I have just had the best idea EVER. Okay, well maybe it's the best idea someone has had this hour. Minute? Anyway, I was thinking, wouldn't it be cool if in one of your future books, sometime, you had a hero and heroine who weren't together, but got along so well that everyone thought they were, and they thought, maybe everyone knows something we don't, and they ended up getting together? Yeah. That would be cool.
All right. No pickin' on the chick from SC (me). And my Dh and kids were there too. As for Italian Creme Cake. Yuuuummmmmmmm! Love it, but don't try it if you don't like wal-nuts (one version) or pecans (another version). It's very, very rich. But soooo worth it!!!!

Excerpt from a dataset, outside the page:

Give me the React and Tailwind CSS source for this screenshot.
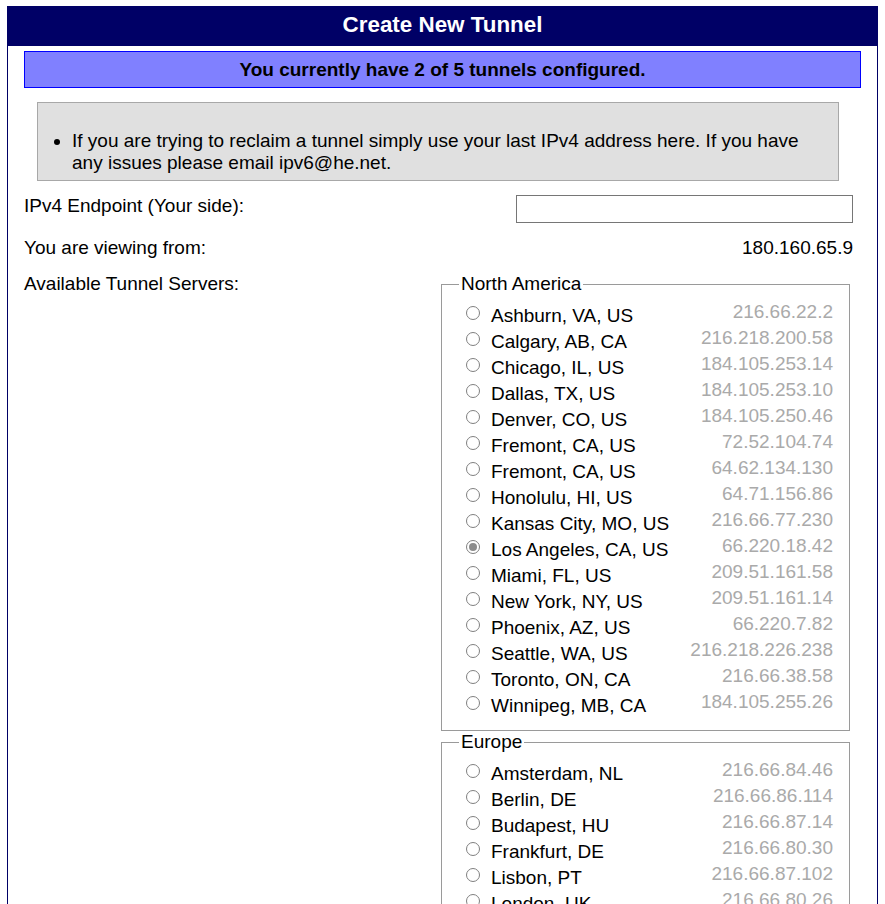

What happened to the last post? I was sure that JC wrote one all about some woman in a motel parking lot and being at Bob's beck and call. Is it gone forever? Or did I imagine it?
My Italian grandparents (right off the boat) and all of the Italian bakeries here in Philadelphia would be very surprised to hear that Italian Cream Cake isn't Italian! It could, however, be Southern if one means Southern Italy or South Philly, home of those of Italian descent and of Philly mobsters (except those who have moved to South Jersey!), as well as Italian Cream Cake. So, I think that the setting for the book should be moved to (South)Philadelphia, if you want a real Southern Mob. Think about it.
Last summer one of my best friends at work and I did a lot of training for another division of our company. This friend is a guy, and we are very affectionate with each other, have pet names, whatever. Just our way. Imagine our surprise when one of the other trainers asked us how long we had been married!! Cracked us up! I love him, but married to him?!! Ack! No way! But then we found ourselves explaining it so often that I can feel for you and Bob... Soooo--any of your seminars anywhere near Vegas? Hmmm?